The answer it turns out, is a little of both (as usual). And I’m not the first person to ask these questions. Anthropologists and psychologists have been digging into this one for decades.

Rites of Passage

Camille Paglia once wrote, “A woman simply is, but a man must become. Masculinity is risky and elusive. It is achieved by a revolt from woman, and it is confirmed only by other men.” Say what you want, but both Freudian psychologists and many anthropologists back this up. Whereas a woman’s femininity is implicit by simply being and birthing, a man’s must be proven through action.

(Another Sidenote: I realize that women struggle with their own feminine identity issues. I don’t mean to downplay them. But they’re different. And we’re talking about masculinity here, so deal.)

Modern Freudians believe the defining emotional struggle for men is of emotionally disassociating from the safety and care of the emotional (sexual?) attachment with their mother. This disassociation plays out sub-consciously through various life experiences that establish emotional and sexual independence. Men who succeed in establishing their independence are free to fully function as men, whereas the men who never completely escape their mother’s grasp flounder endlessly and ineffectually throughout their lives, struggling to act independently, eluding success, and many times failing to move on to establish a family of their own.

Examples of this disassociation process include masculine propensities for competitive achievement, sexual conquests, professional success and wealth, political power, etc.  [ ]
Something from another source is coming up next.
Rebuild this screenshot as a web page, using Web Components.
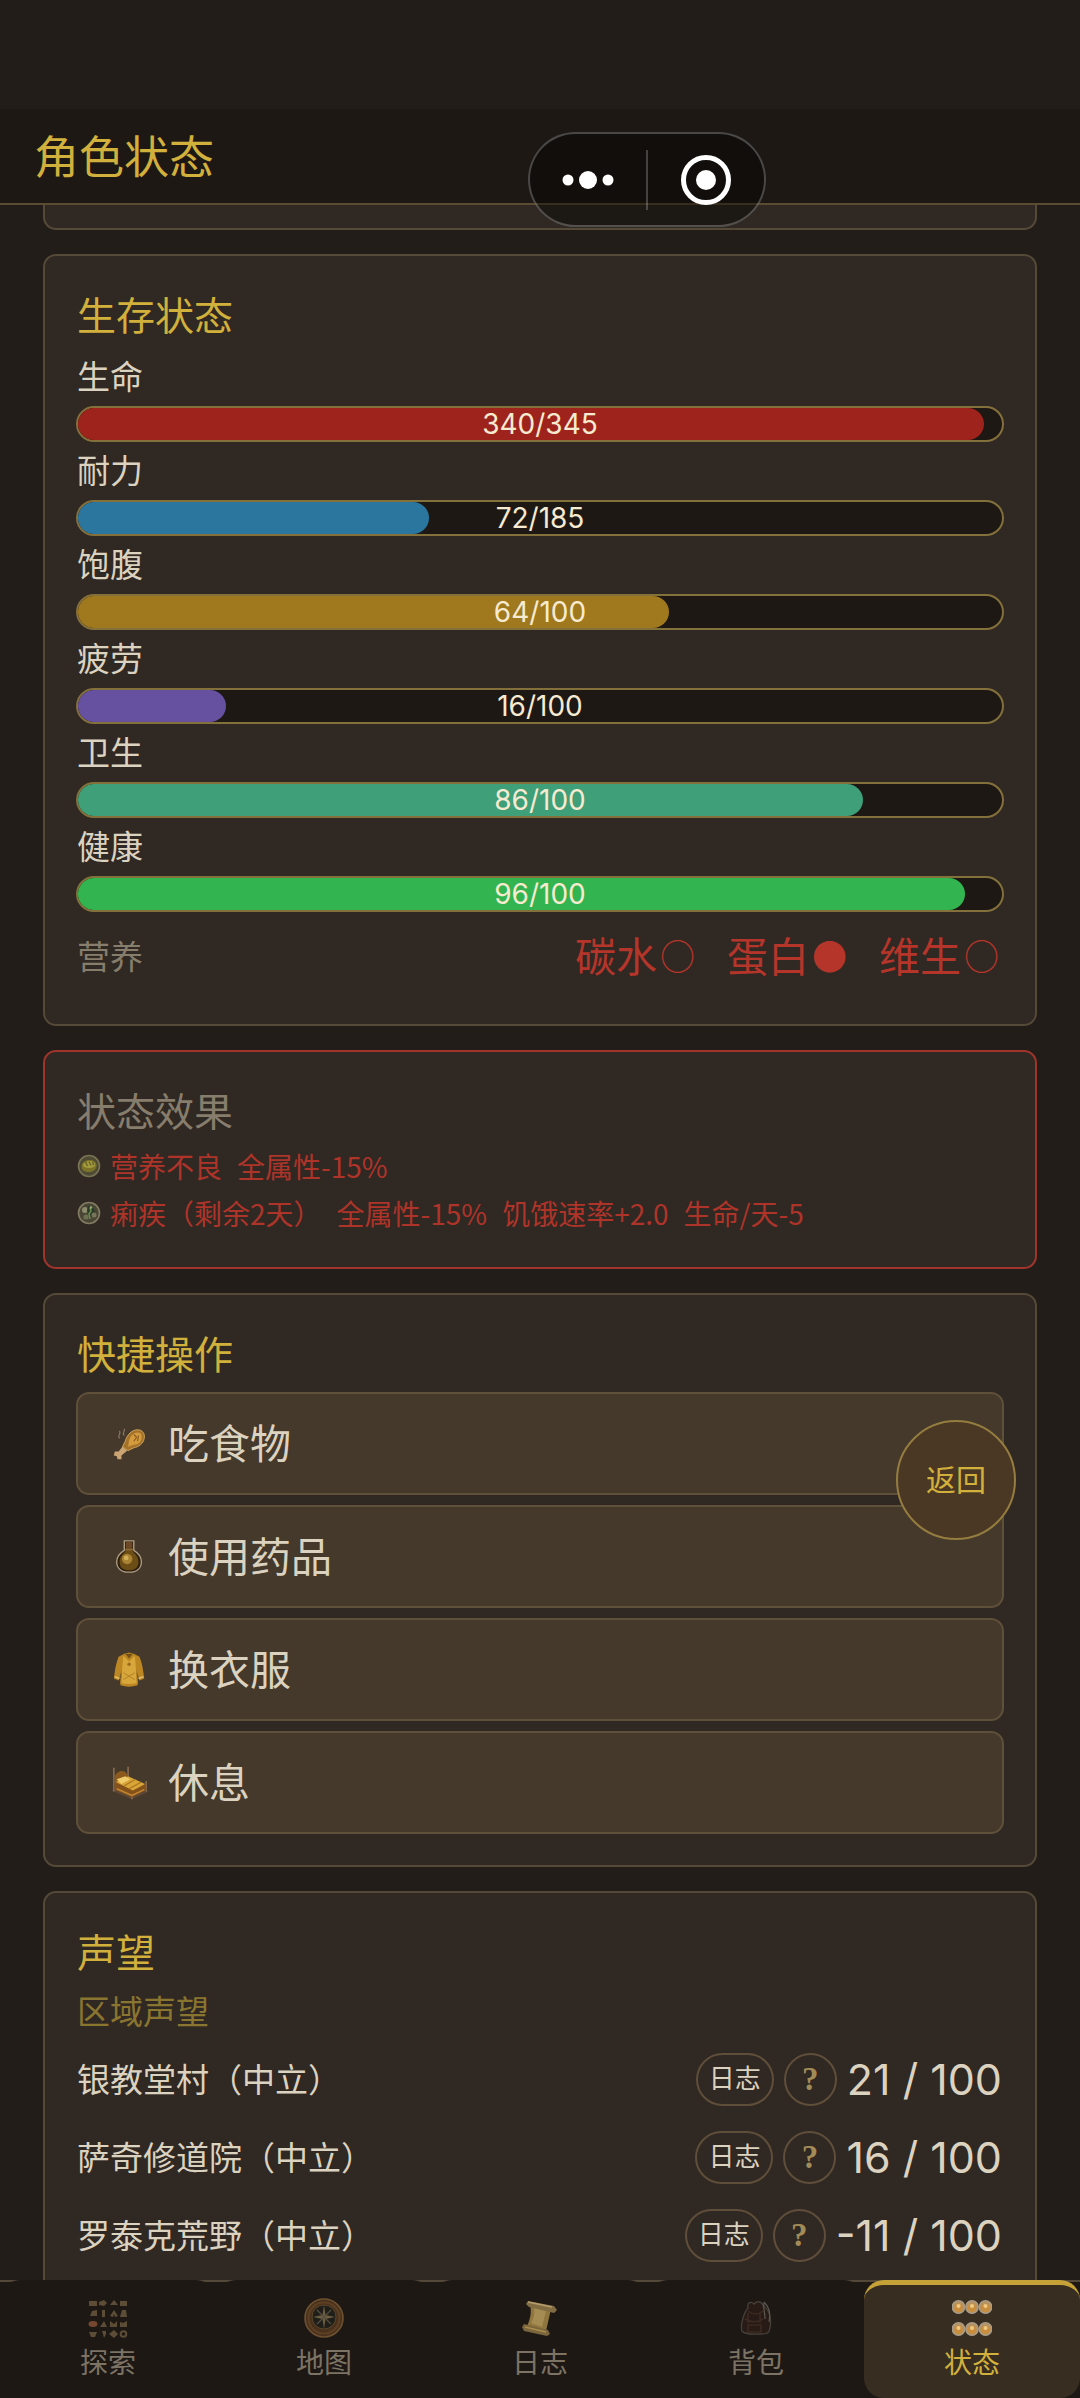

Anthropologists have found that this process of disassociation plays out in men in every culture. What changes is how the process plays itself out, and to what degree. For instance, indigenous tribes in Eastern Africa require adolescent boys to be tortured and maimed publicly to certify their masculinity, whereas Spanish men are forced out of the house at an early age and expected to become breadwinners early on. Japanese men are put through excessive schooling and expected to achieve a certain academic standing.

What’s interesting though is that any one conventional expression of masculinity is not universal. Tahitian men lack any sense of machismo and are considered quite lazy by comparison to other cultures, but the men there still express their emotional disassociation in other ways, primarily through social groups and organization. In Trukese culture, it’s accepted that men will be come drunks and excessively violent with each other in their early 20′s. Many hunter-gatherer societies tie masculinity to the ability to hunt and catch food. Our society, up until recently, usually attributed manhood to a man’s ability to accumulate and provide wealth and resources.

So the conclusion is that the psychological development of masculinity is universal, but the way it manifests itself is different from culture to culture.

After surveying dozens of cultures on their beliefs and practices of masculinity, anthropologist David Gilmore came to many of the conclusions mentioned above: that there seems to be a universal drive of autonomy among men worldwide, but the way they express that autonomy differs from one culture to the next. Also, this autonomy seems to always be up for debate and has a need to be confirmed by other men in each culture.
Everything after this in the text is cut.